●アンジェス(株):2020/04/15 06:22
森下竜一ドクター×斎藤糧三ドクター対談(その4)
【斎藤】「ECMO(Extracorporeal membrane oxygenation)」(重症呼吸不全患者または重症心不全患者に対しておこなわれる生命維持法)に必要な機器も、足りなくなるのでは? といった話もあります。

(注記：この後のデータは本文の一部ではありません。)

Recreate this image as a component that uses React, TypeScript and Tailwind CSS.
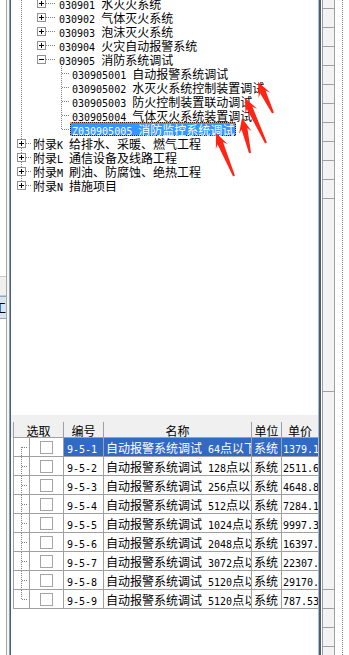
import React from "react";

const ASCII = /^[\x00-\x7f]+$/;

function Txt({ s }: { s: string }) {
  const parts = s.split(/([\x00-\x7f]+)/).filter((p) => p.length > 0);
  return (
    <span className="whitespace-nowrap leading-none">
      {parts.map((p, i) =>
        ASCII.test(p) ? (
          <span key={i} className="font-['DejaVu_Sans_Mono',monospace] text-[10px] whitespace-pre">
            {p}
          </span>
        ) : (
          <span key={i} className="font-['Noto_Sans_CJK_SC',sans-serif] text-[12px]">
            {p}
          </span>
        )
      )}
    </span>
  );
}

function Box({ minus }: { minus?: boolean }) {
  return (
    <svg width="9" height="9" className="block shrink-0">
      <rect x="0.5" y="0.5" width="8" height="8" fill="white" stroke="#919191" />
      <line x1="2" y1="4.5" x2="7" y2="4.5" stroke="black" />
      {!minus && <line x1="4.5" y1="2" x2="4.5" y2="7" stroke="black" />}
    </svg>
  );
}

type TRow = { lvl: number; box?: "+" | "-"; t: string; sel?: boolean };

const treeRows: TRow[] = [
  { lvl: 2, box: "+", t: "030901 水灭火系统" },
  { lvl: 2, box: "+", t: "030902 气体灭火系统" },
  { lvl: 2, box: "+", t: "030903 泡沫灭火系统" },
  { lvl: 2, box: "+", t: "030904 火灾自动报警系统" },
  { lvl: 2, box: "-", t: "030905 消防系统调试" },
  { lvl: 3, t: "030905001 自动报警系统调试" },
  { lvl: 3, t: "030905002 水灭火系统控制装置调试" },
  { lvl: 3, t: "030905003 防火控制装置联动调试" },
  { lvl: 3, t: "030905004 气体灭火系统装置调试" },
  { lvl: 3, sel: true, t: "Z030905005 消防监控系统调试" },
  { lvl: 1, box: "+", t: "附录K 给排水、采暖、燃气工程" },
  { lvl: 1, box: "+", t: "附录L 通信设备及线路工程" },
  { lvl: 1, box: "+", t: "附录M 刷油、防腐蚀、绝热工程" },
  { lvl: 1, box: "+", t: "附录N 措施项目" },
];

const items: [string, string, string][] = [
  ["9-5-1", "自动报警系统调试 64点以下", "1379.16"],
  ["9-5-2", "自动报警系统调试 128点以下", "2511.64"],
  ["9-5-3", "自动报警系统调试 256点以下", "4648.80"],
  ["9-5-4", "自动报警系统调试 512点以下", "7284.14"],
  ["9-5-5", "自动报警系统调试 1024点以下", "9997.36"],
  ["9-5-6", "自动报警系统调试 2048点以下", "16397.33"],
  ["9-5-7", "自动报警系统调试 3072点以下", "22307.57"],
  ["9-5-8", "自动报警系统调试 5120点以下", "29170.64"],
  ["9-5-9", "自动报警系统调试 5120点以上", "787.53"],
];

function arrowPts(tip: number[], tail: number[]) {
  const dx = tail[0] - tip[0];
  const dy = tail[1] - tip[1];
  const L = Math.hypot(dx, dy);
  const ux = dx / L;
  const uy = dy / L;
  const nx = -uy;
  const ny = ux;
  const p = (a: number, b: number) =>
    `${(tip[0] + ux * a + nx * b).toFixed(1)},${(tip[1] + uy * a + ny * b).toFixed(1)}`;
  return [p(0, 0), p(15, 6.5), p(11, 3), p(L, 1), p(L, -1), p(11, -3), p(15, -6.5)].join(" ");
}

const arrows = [
  { tip: [258, 82], tail: [273, 113] },
  { tip: [245, 98], tail: [266, 143] },
  { tip: [242, 118], tail: [250, 153] },
  { tip: [216, 133], tail: [234, 176] },
];

function TreeCellLines({ first, last }: { first: boolean; last: boolean }) {
  return (
    <svg width="15" height="18" className="block">
      <line
        x1="7.5"
        y1={first ? 9 : 0}
        x2="7.5"
        y2={last ? 9 : 18}
        stroke="#808080"
        strokeDasharray="1 1"
        shapeRendering="crispEdges"
      />
      <line x1="8" y1="9.5" x2="14" y2="9.5" stroke="#808080" strokeDasharray="1 1" shapeRendering="crispEdges" />
    </svg>
  );
}

export default function App() {
  const dot = { stroke: "#808080", strokeDasharray: "1 1", shapeRendering: "crispEdges" as const };
  return (
    <div className="relative flex h-[655px] w-[349px] overflow-hidden bg-white text-black">
      {/* left partial panel */}
      <div className="flex h-full w-[7px] flex-col overflow-hidden border-r border-[#aca899]">
        <div className="h-[276px]" />
        <div className="h-[20px] border-y border-[#c9c9c9] bg-[#f0f0f0]" />
        <div className="flex h-[23px] items-center overflow-hidden border-y border-[#8ea6c4] bg-[#d8e4f0]">
          <span className="ml-[-6px] font-['Noto_Sans_CJK_SC',sans-serif] text-[12px] leading-none">工</span>
        </div>
        <div className="flex-1" />
      </div>
      <div className="h-full w-[2px] bg-[#f2f5f8]" />
      <div className="h-full w-[1px] bg-[#8ba0bc]" />
      <div className="h-full w-[1px] bg-[#4e5c72]" />

      {/* main */}
      <div className="flex h-full w-[307px] flex-col">
        {/* tree */}
        <div className="relative h-[415px] overflow-hidden">
          <svg className="absolute inset-0" width="307" height="415">
            <line x1="10.5" y1="0" x2="10.5" y2="186" {...dot} />
            {[143, 157, 171, 185].map((y) => (
              <line key={y} x1="15" y1={y + 0.5} x2="21" y2={y + 0.5} {...dot} />
            ))}
            {[3, 17, 31, 45, 59].map((y) => (
              <line key={y} x1="35" y1={y + 0.5} x2="45" y2={y + 0.5} {...dot} />
            ))}
            <line x1="50.5" y1="66" x2="50.5" y2="130" {...dot} />
            {[73, 87, 101, 115, 129].map((y) => (
              <line key={y} x1="51" y1={y + 0.5} x2="59" y2={y + 0.5} {...dot} />
            ))}
          </svg>
          <div className="relative mt-[-4px] flex flex-col">
            {treeRows.map((r, i) => (
              <div key={i} className="flex h-[14px] items-center whitespace-nowrap">
                {r.lvl === 1 && (
                  <>
                    <span className="ml-[6px]">
                      <Box minus={r.box === "-"} />
                    </span>
                    <span className="ml-[7px]">
                      <Txt s={r.t} />
                    </span>
                  </>
                )}
                {r.lvl === 2 && (
                  <>
                    <span className="ml-[26px]">
                      <Box minus={r.box === "-"} />
                    </span>
                    <span className="ml-[13px]">
                      <Txt s={r.t} />
                    </span>
                  </>
                )}
                {r.lvl === 3 && !r.sel && (
                  <span className="ml-[61px]">
                    <Txt s={r.t} />
                  </span>
                )}
                {r.lvl === 3 && r.sel && (
                  <span className="ml-[59px] flex h-[14px] bg-[#1a1a1a]">
                    <span className="flex h-[14px] items-center border border-dotted border-[#f0a030] bg-[#3399ff] bg-clip-padding pl-[1px] pr-[1px] text-white">
                      <Txt s={r.t} />
                    </span>
                  </span>
                )}
              </div>
            ))}
          </div>
        </div>

        {/* table panel */}
        <div className="flex flex-1 flex-col">
          <div className="h-[7px] bg-[#f0f0f0]" />
          <div className="flex h-[16px] bg-[#f0f0f0]">
            <div className="w-[2px]" />
            <div className="flex w-[305px] border-b border-l border-[#a0a0a0]">
              <div className="flex w-[50px] items-center justify-center border-r border-[#a0a0a0]">
                <Txt s="选取" />
              </div>
              <div className="flex w-[40px] items-center justify-center border-r border-[#a0a0a0]">
                <Txt s="编号" />
              </div>
              <div className="flex w-[148px] items-center justify-center border-r border-[#a0a0a0]">
                <Txt s="名称" />
              </div>
              <div className="flex w-[30px] items-center justify-center border-r border-[#a0a0a0]">
                <Txt s="单位" />
              </div>
              <div className="flex flex-1 items-center justify-center">
                <Txt s="单价" />
              </div>
            </div>
          </div>
          <div className="flex">
            <div className="w-[2px]" />
            <div className="flex w-[305px] flex-col border-l border-[#a0a0a0]">
              {items.map(([code, name, price], i) => {
                const sel = i === 0;
                const cellSel = sel ? "bg-[#316ac5] text-white" : "";
                return (
                  <div key={code} className="flex h-[19px] border-b border-[#a0a0a0]">
                    <div className="w-[16px] border-r border-[#a0a0a0]">
                      <TreeCellLines first={i === 0} last={i === items.length - 1} />
                    </div>
                    <div className="flex w-[34px] items-center justify-center border-r border-[#a0a0a0]">
                      <div className="h-[13px] w-[13px] border border-[#a5a5a5] bg-white" />
                    </div>
                    <div className={`flex w-[40px] items-center overflow-hidden border-r border-[#a0a0a0] pl-[3px] ${cellSel}`}>
                      <Txt s={code} />
                    </div>
                    <div className={`flex w-[148px] items-center overflow-hidden border-r border-[#a0a0a0] pl-[2px] ${cellSel}`}>
                      <Txt s={name} />
                    </div>
                    <div className={`flex w-[30px] items-center overflow-hidden border-r border-[#a0a0a0] pl-[2px] ${cellSel}`}>
                      <Txt s="系统" />
                    </div>
                    <div className={`flex flex-1 items-center overflow-hidden pl-[1px] ${cellSel}`}>
                      <Txt s={price} />
                    </div>
                  </div>
                );
              })}
            </div>
          </div>
          <div className="flex-1" />
        </div>
      </div>

      {/* right border + partial column */}
      <div className="h-full w-[1px] bg-[#a9bbd2]" />
      <div className="h-full w-[2px] bg-[#4e5c72]" />
      <div className="h-full w-[1px] bg-white" />
      <div className="flex h-full w-[13px] flex-col border-x border-[#a0a0a0] bg-[#f3f3f3]">
        <div className="h-[9px] border-b border-[#a0a0a0]" />
        <div className="h-[19px] border-b border-[#a0a0a0]" />
        <div className="h-[19px] border-b border-[#a0a0a0]" />
        <div className="h-[19px] border-b border-[#a0a0a0]" />
        <div className="h-[19px] border-b border-[#a0a0a0]" />
        <div className="h-[19px] border-b border-[#a0a0a0]" />
        <div className="h-[19px] border-b border-[#a0a0a0]" />
        <div className="h-[19px] border-b border-[#a0a0a0]" />
        <div className="h-[19px] border-b border-[#a0a0a0]" />
        <div className="h-[19px] border-b border-[#a0a0a0]" />
        <div className="h-[19px] border-b border-[#a0a0a0]" />
        <div className="h-[193px] border-b border-[#a0a0a0]" />
        <div className="h-[198px] border-b border-[#a0a0a0]" />
        <div className="h-[19px] border-b border-[#a0a0a0]" />
        <div className="h-[19px] border-b border-[#a0a0a0]" />
        <div className="h-[19px] border-b border-[#a0a0a0]" />
        <div className="flex-1" />
      </div>
      <div className="h-full w-[7px]" />
      <div className="h-full w-[1px] border-l border-dotted border-[#808080]" />
      <div className="h-full flex-1" />

      {/* red annotation arrows */}
      <svg className="pointer-events-none absolute inset-0" width="349" height="655">
        {arrows.map((a, i) => (
          <polygon key={i} points={arrowPts(a.tip, a.tail)} fill="#ff2414" />
        ))}
      </svg>
    </div>
  );
}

【森下】今後、ECMO関連の機器が足りている範囲で患者をコントロール出来るかどうかが重要になります。足りなくなってしまうと、その足りない台数分が死者につながってしまいかねません。
【斎藤】インフルエンザと比べるとどうですか?
【森下】季節性インフルエンザの死亡率は0.1%、パンデミックインフルエンザのスペインインフルエンザは死亡率2%、新型コロナウイルスの死亡率は数パーセントというデータもありますが、無症状や症状が軽い感染者を含めれば、死亡率は1%未満と考えられています。しかし、ハイリスク患者(高齢者や何らかの併存疾患を抱えた患者)ではやはり高い確率で死亡します。死亡率に注意が行きがちですが、新型コロナウイルスはインフルエンザと比べ、重症化してからが長いというのが実は最大の問題です。治るまでに平均約14日と言われています。対して新型インフルエンザは数日です。この違いは何を意味するのかというと、新型コロナウィルスに感染して入院し、呼吸管理を必要とする重症者が1000人いたとすると、それを新型インフルエンザ患者に置き換えると6000人の重症入院患者がいることに相当するということです。そのため、収容キャパシティを超えて、医療崩壊になります。
【斎藤】院内感染も話題になっていますね。
【森下】院内感染には2種類あります。ひとつは患者から発生する場合。こちらは、ある程度わかっていれば防護服の着用などで防げます。もうひとつは、本来感染が起こるべきところではないところで発生する場合。研修医が感染した事例などです。これにより、研修医やその関係者が2週間隔離されてしまいました。すると、いっぺんにドクターや看護師が40〜50人隔離されてしまい、数が足りなくなってしまいます。しかもECMOを実施する場合、最低でも8人の医療従事者を要しますから、いっきに人手不足になってしまうのです。結果、ドクターや看護師が疲弊し、院内感染がさらに進むケースも考えられます。